É necessário entendermos que tudo é muito dinâmico num sistema como esse e as medições frequentes de crescimento do pasto e de desempenho animal devem acompanhar os resultados projetados por período. Geralmente este ajuste é feito com o aumento ou redução do volume de nitrogênio aplicado.

No mesmo contexto de se maximizar o desempenho animal, a suplementação mineral energética fica disponível para os animais em comedouros de autoconsumo nas praças de alimentação. O consumo médio está girando em torno de 0,2% do peso vivo de suplemento por dia.

RESULTADOS

A cada ano que passa, os resultados obtidos vêm superando as expectativas, numa curva ascendente de desempenho. Existem explicações lógicas para isso, onde a própria curva de aprendizado tem seu peso. Além disso, a estrutura do solo vai melhorando com o tempo devido ao manejo de adubação e de pastejo de alta densidade.

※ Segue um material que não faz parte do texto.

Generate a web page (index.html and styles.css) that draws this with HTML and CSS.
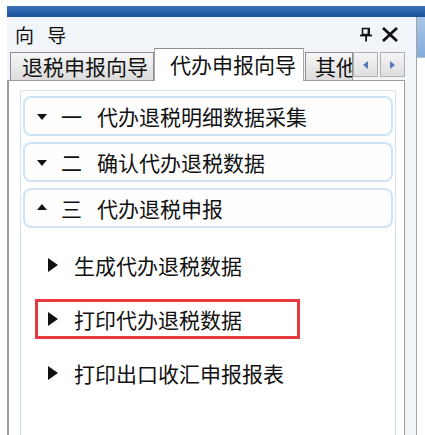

A carga animal projetada de 2.500 Kg de PV/ha vem sendo aumentada com picos de até 4.000 Kg, assim como o período de utilização da pastagem que chegou a 310 dias no ano passado, frente a um projetado de 210 dias. O ganho médio dos animais (recria) está em torno das 800 gramas de peso vivo por dia, com um custo de diária ao redor de 150 gramas, evidenciando-se a rentabilidade do projeto. A mão de obra fica a cargo de apenas um funcionário que realiza tranquilamente toda a rotina do sistema.

CÍRCULO VIRTUOSO DE INVESTIMENTOS

Quando se decide investir num projeto como este, é necessário ter consciência da amplitude deste investimento. Vivemos os altos e baixos da produção pecuária e dos valores dos insumos e por isso, sempre levamos em conta a sustentabilidade no negócio em questão. Porém, quando avaliamos os dados, podemos notar o alto percentual de retorno sobre o capital investido. Trata-se de um “círculo virtuoso”, onde cada passo pressupõe o passo seguinte. Na prática, significa dizer que investir em irrigação traz junto a necessidade de se escolher uma pastagem produtiva, de adubar, de piquetear, de suplementar e de escolher os animais que deem a melhor resposta em produção de carne. Tudo isso utilizando uma coleta detalhada de dados e de gestão e ajustes constantes.